At least four tackles are expected to become first-round picks Saturday, a point hammered home by the list of eight teams he visited and a ninth that came for a private workout.
"You never know what's going to happen," he says. "It's wait-and-see."
Mississippi offensive line coach Mike Markuson has taken several calls from NFL teams. He tells them Oher is outstanding on run-action blocks in which he fires off the snap to sell the run, then shifts to pass protection.
One question inevitably comes up: How is he going to react when paid millions of dollars?
"He's going to work," Markuson, Oher's third college position coach, says he tells them. "The game is important to him."
Tuohy, once a record-setting point guard who led Ole Miss to a Southeastern Conference title in 1981 and currently a radio analyst for the NBA's Memphis Grizzlies, thinks Oher's NFL career ultimately will be shaped by the traits that helped him beat life's adversities.

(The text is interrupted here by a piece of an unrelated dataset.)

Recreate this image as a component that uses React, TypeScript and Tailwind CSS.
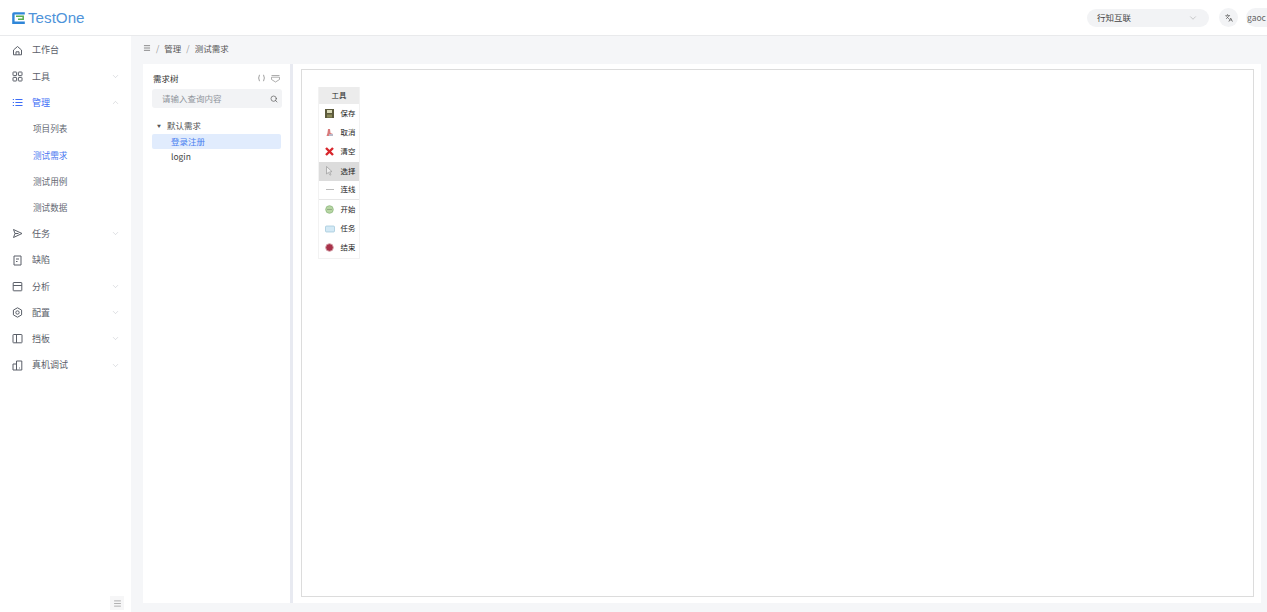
import React from "react";
import { ChevronDown, ChevronUp, Search, Languages, Menu } from "lucide-react";

const font = { fontFamily: '"Noto Sans CJK SC", "Liberation Sans", sans-serif' };

function Svg({ children, color = "#5a5f68" }: { children: React.ReactNode; color?: string }) {
  return (
    <svg width="11" height="11" viewBox="0 0 11 11" fill="none" stroke={color} strokeWidth="1">
      {children}
    </svg>
  );
}

function Row({ icon, label, chevron, active }: { icon?: React.ReactNode; label: string; chevron?: "up" | "down"; active?: boolean }) {
  return (
    <div className={`h-[26.25px] flex items-center pl-[12px] pr-[11px] text-[9px] ${active ? "text-[#3b6cf6]" : "text-[#5b606a]"}`}>
      <span className="w-[20px] flex items-center">{icon}</span>
      <span className="flex-1">{label}</span>
      {chevron === "down" && <ChevronDown size={9} strokeWidth={1} className="text-[#a8adb5]" />}
      {chevron === "up" && <ChevronUp size={9} strokeWidth={1} className="text-[#a8adb5]" />}
    </div>
  );
}

function Sub({ label, active }: { label: string; active?: boolean }) {
  return <div className={`h-[26.25px] flex items-center pl-[33px] text-[8.6px] ${active ? "text-[#4a78f0]" : "text-[#646973]"}`}><span>{label}</span></div>;
}

function Tool({ icon, label, selected, line }: { icon: React.ReactNode; label: string; selected?: boolean; line?: boolean }) {
  return (
    <div className={`h-[19.2px] flex items-center pl-[6px] text-[7.4px] text-[#222] ${selected ? "bg-[#dcdcdc]" : "bg-white"} ${line ? "border-b border-[#e6e6e6]" : ""}`}>
      <span className="w-[15.5px] flex items-center justify-start">{icon}</span>
      <span className="relative top-[-1px]">{label}</span>
    </div>
  );
}

export default function App() {
  return (
    <div style={font} className="w-[1267px] h-[612px] overflow-hidden bg-[#f5f6f8] flex flex-col">
      <header className="h-[36px] shrink-0 bg-white border-b border-[#e9eaec] flex items-center pl-[12px] overflow-hidden">
        <svg width="13" height="12" viewBox="0 0 13 12">
          <path d="M0.2 12V2Q0.2 0.3 2 0.3H12.8V2.4H2.6V9.6H12.8V12Z" fill="#2f86d8" />
          <path d="M4 4.2H11.2V7.2H6" fill="none" stroke="#58ad4f" strokeWidth="1.5" />
        </svg>
        <span style={{ fontFamily: '"Liberation Sans", sans-serif' }} className="ml-[3px] text-[15.2px] text-[#4f93da] leading-none">TestOne</span>
        <div className="flex-1" />
        <div className="w-[122px] h-[18px] rounded-full bg-[#f2f3f5] flex items-center pl-[10px] pr-[11px] text-[8.5px] text-[#444]">
          <span className="flex-1">行知互联</span>
          <ChevronDown size={10} strokeWidth={1} className="text-[#888]" />
        </div>
        <div className="ml-[10px] w-[19px] h-[19px] rounded-full bg-[#f2f3f5] flex items-center justify-center">
          <Languages size={8} className="text-[#555]" />
        </div>
        <div className="ml-[8px] w-[30px] h-[19px] shrink-0 rounded-l-full bg-[#f2f3f5] pl-[1px] flex items-center text-[8.5px] text-[#666] mr-[-9px]">gaoc</div>
      </header>
      <div className="flex-1 flex min-h-0">
        <aside className="w-[131px] shrink-0 bg-white flex flex-col pt-[1px]">
          <Row icon={<Svg><path d="M1.5 5L5.5 1.5L9.5 5V9.8H1.5Z" /><path d="M4 9.8V6.8H7V9.8" /></Svg>} label="工作台" />
          <Row icon={<Svg><rect x="1" y="1" width="3.6" height="3.6" rx=".5" /><rect x="6.4" y="1" width="3.6" height="3.6" rx=".5" /><rect x="1" y="6.4" width="3.6" height="3.6" rx=".5" /><rect x="6.4" y="6.4" width="3.6" height="3.6" rx=".5" /></Svg>} label="工具" chevron="down" />
          <Row icon={<Svg color="#3b6cf6"><path d="M3.4 2.5H10.5M3.4 5.5H10.5M3.4 8.5H10.5M.8 2.5H2M.8 5.5H2M.8 8.5H2" /></Svg>} label="管理" chevron="up" active />
          <Sub label="项目列表" />
          <Sub label="测试需求" active />
          <Sub label="测试用例" />
          <Sub label="测试数据" />
          <Row icon={<Svg><path d="M1.5 1.5L10 5.5L1.5 9.5L3 5.5Z" /><path d="M3 5.5H6.5" /></Svg>} label="任务" chevron="down" />
          <Row icon={<Svg><path d="M2 1H9V10H2Z" /><path d="M4 4H7M4 6.5H5.5" /></Svg>} label="缺陷" />
          <Row icon={<Svg><rect x="1.2" y="1.5" width="8.6" height="8.3" rx=".5" /><path d="M1.2 4.5H9.8" /></Svg>} label="分析" chevron="down" />
          <Row icon={<Svg><path d="M5.5 .8L9.6 3.1V7.9L5.5 10.2L1.4 7.9V3.1Z" /><circle cx="5.5" cy="5.5" r="1.7" /></Svg>} label="配置" chevron="down" />
          <Row icon={<Svg><rect x="1" y="1.5" width="9" height="8.3" rx=".5" /><path d="M4.5 1.5V9.8" /></Svg>} label="挡板" chevron="down" />
          <Row icon={<Svg><path d="M4.5 4H1V10H9.8V1H4.5V10" /><path d="M7 8H7.8" /></Svg>} label="真机调试" chevron="down" />
          <div className="flex-1" />
          <div className="flex justify-end pr-[7px] pb-[2px]">
            <div className="w-[14px] h-[14px] bg-[#f6f6f7] flex items-center justify-center">
              <Menu size={9} className="text-[#999]" />
            </div>
          </div>
        </aside>
        <main className="flex-1 min-w-0 flex flex-col">
          <div className="h-[24px] mb-[4px] shrink-0 flex items-center pl-[12px] text-[8.5px] text-[#555]">
            <Menu size={8} className="text-[#555]" />
            <span className="mx-[5px] text-[#999]">/</span>
            <span>管理</span>
            <span className="mx-[5px] text-[#999]">/</span>
            <span>测试需求</span>
          </div>
          <div className="flex-1 flex pl-[12px] pr-[6px] pb-[9px] min-h-0">
            <section className="w-[147px] shrink-0 bg-white px-[9px] pt-[8px]">
              <div className="h-[12px] flex items-center text-[8.5px] text-[#333]">
                <span className="flex-1 pl-[1px]">需求树</span>
                <svg width="9" height="8" viewBox="0 0 9 8" fill="none" stroke="#888" strokeWidth="0.8" className="mr-[5px]">
                  <path d="M2.5 .8Q.8 4 2.5 7.2M6.5 .8Q8.2 4 6.5 7.2" />
                </svg>
                <svg width="9" height="9" viewBox="0 0 9 9" fill="none" stroke="#999" strokeWidth="0.8" className="mr-[1px]">
                  <path d="M.5 1.5H8.5M.5 3.2H8.5V5.5L4.5 8L.5 5.5Z" />
                </svg>
              </div>
              <div className="mt-[5px] h-[19px] rounded-[3px] bg-[#f2f3f5] flex items-center pl-[10px] pr-[4px] text-[8.5px] text-[#8f949c] w-[130px]">
                <span className="flex-1">请输入查询内容</span>
                <Search size={8} className="text-[#555]" />
              </div>
              <div className="mt-[10px] w-[129px]">
                <div className="h-[16px] flex items-center text-[8.5px] text-[#555]">
                  <span className="w-[6px] ml-[5px] mr-[4px] text-[4px] leading-none">▼</span>
                  <span className="relative top-[-0.5px]">默认需求</span>
                </div>
                <div className="h-[15px] rounded-[2px] bg-[#e1ecfd] flex items-center pl-[19px] text-[8.5px] text-[#4a80f0]"><span className="relative top-[-0.5px]">登录注册</span></div>
                <div className="h-[15px] flex items-center pl-[19px] text-[8.5px] text-[#444]">login</div>
              </div>
            </section>
            <div className="w-[3px] shrink-0 bg-[#e8eaf1]" />
            <section className="flex-1 min-w-0 bg-white pl-[8px] pr-[7px] pt-[5px] pb-[6px]">
              <div className="h-full border border-[#dcdcdc] pl-[17px] pt-[17px]">
                <div className="w-[42px] border border-[#f2f2f2] border-t-0 ml-[-1px]">
                  <div className="h-[17px] bg-[#ececec] flex items-center justify-center text-[7.4px] text-[#222]"><span className="relative top-[-0.5px]">工具</span></div>
                  <Tool label="保存" icon={
                    <svg width="9" height="9" viewBox="0 0 9 9"><rect width="9" height="9" fill="#5c5a3c" /><rect x="2" y="1" width="5" height="3" fill="#d9d9b8" /><rect x="2" y="5.5" width="5" height="3" fill="#8b8a5a" /></svg>
                  } />
                  <Tool label="取消" icon={
                    <svg width="9" height="9" viewBox="0 0 9 9"><path d="M3 1L5 1L5.5 5L8 6V8H1.5L2.5 5Z" fill="#d97a7a" /><path d="M4 6H8V8H4Z" fill="#b9b9c9" /></svg>
                  } />
                  <Tool label="清空" icon={
                    <svg width="9" height="9" viewBox="0 0 9 9" stroke="#d8262c" strokeWidth="2.4"><path d="M1 1L8 8M8 1L1 8" /></svg>
                  } />
                  <Tool label="选择" selected icon={
                    <svg width="9" height="10" viewBox="0 0 9 10" fill="#eee" stroke="#999" strokeWidth="0.7"><path d="M1.5 0.5V8L3.4 6.4L5 9.2L6 8.6L4.6 5.9L7 5.6Z" /></svg>
                  } />
                  <Tool label="连线" line icon={
                    <svg width="10" height="5" viewBox="0 0 10 5" stroke="#aaa" strokeWidth="0.8"><path d="M1 2.5H9" /></svg>
                  } />
                  <Tool label="开始" icon={
                    <svg width="9" height="9" viewBox="0 0 9 9"><circle cx="4.5" cy="4.5" r="3.8" fill="#b7d6a3" stroke="#8fb982" strokeWidth="0.8" /><rect x="2" y="4" width="5" height="1" fill="#93ad85" /></svg>
                  } />
                  <Tool label="任务" icon={
                    <svg width="10" height="8" viewBox="0 0 10 8"><rect x="0.5" y="1" width="9" height="6" rx="1" fill="#d3e9f5" stroke="#9cc4d8" strokeWidth="0.7" /></svg>
                  } />
                  <Tool label="结束" icon={
                    <svg width="9" height="9" viewBox="0 0 9 9"><circle cx="4.5" cy="4.5" r="3.8" fill="#a8324a" stroke="#d4a0a8" strokeWidth="0.9" /></svg>
                  } />
                </div>
              </div>
            </section>
          </div>
        </main>
      </div>
    </div>
  );
}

A competitive fire. A willingness to accept input. An easygoing demeanor.
"He's not mad at anybody," Tuohy says. "He should be. He has a lot of fire but no anger. God has blessed him with way more than physical ability."
Tuohy learned something significant about Oher a few years ago, when they were in the process of getting his driver's license and had trouble finding Social Security records. They discovered Oher's legal surname was Williams ? his biological father's name. He never knew, as school records listed him as Oher.
"I hit the ceiling, 'How could that happen?' " Tuohy says. "But it didn't bother him a lick. He just wanted that driver's license."
Says Oher: "I don't dwell on anything. I'm not going to feel sorry for myself because I didn't have a place to stay a lot of time. It is what it is. We've got to go through some things in life. Take it and run with it."
Oher can never forget what he's endured. He says he can't pass a homeless person on the street without digging into his pocket and offering money. "I know how hard it is," he says.
Holidays spark memories, too. They were never special. Oher would go outside on Christmas and watch other kids play with their new toys. Birthdays were not to be celebrated, either.
"I went through a lot of those with nothing," he says. "That's why it's just another date to me."
Oher also has a firm grasp on this exact moment in time.
"I'm fulfilling my dream," he says. "It's unbelievable, too."